The Seventh Circuit acknowledges that Mr. Margolin’s policy was securitized. But the court ignores that Wisconsin law expressly allows this practice. Since 2007, Wisconsin securities law has included “life settlement investment or similar agreement” in the statutory definition of “security.” Wis. Stat. §551.102(28). And, while the Wisconsin insurance code follows the common law in forbidding the issuance of a life insurance policy where the policyholder lacks an insurable interest, there is an exception where the person insured “has given written consent to the issuance of the policy.” Wis. Stat. §631.07(2). Because the exception provides that such a policy can be valid at the time of issuance, there seems to be no legal impediment to transferring the beneficial interest in an otherwise-valid policy by written agreement. This exception is a significant—though unmentioned—departure from the common-law foundation of the Seventh Circuit’s analysis.
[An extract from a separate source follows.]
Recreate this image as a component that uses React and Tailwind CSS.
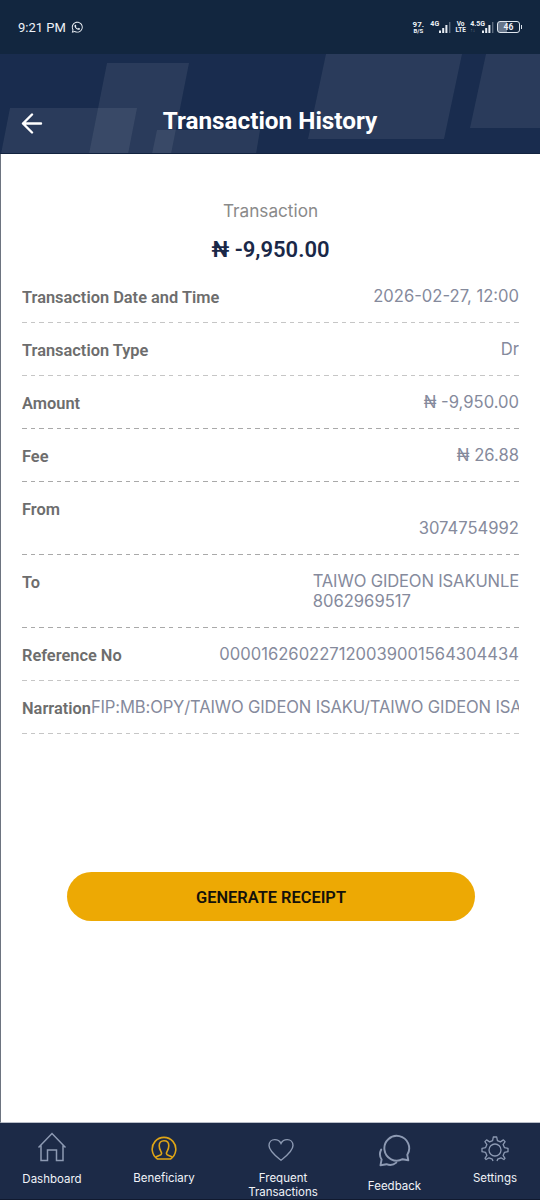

To be sure, there may be significant moral and practical concerns about creating a secondary market for life insurance benefits—with or without the additional complications that follow from bundling the assignments of the benefits into securities. But Wisconsin law allows these arrangements (as long as they are handled in certain ways) and will not give a blanket excuse to insurers that seek to avoid paying beneficiaries without an insurable interest. The Seventh Circuit’s opinion in Sun Life demonstrates that principle, and a broader look at Wisconsin law underscores that the court reached the legally correct outcome.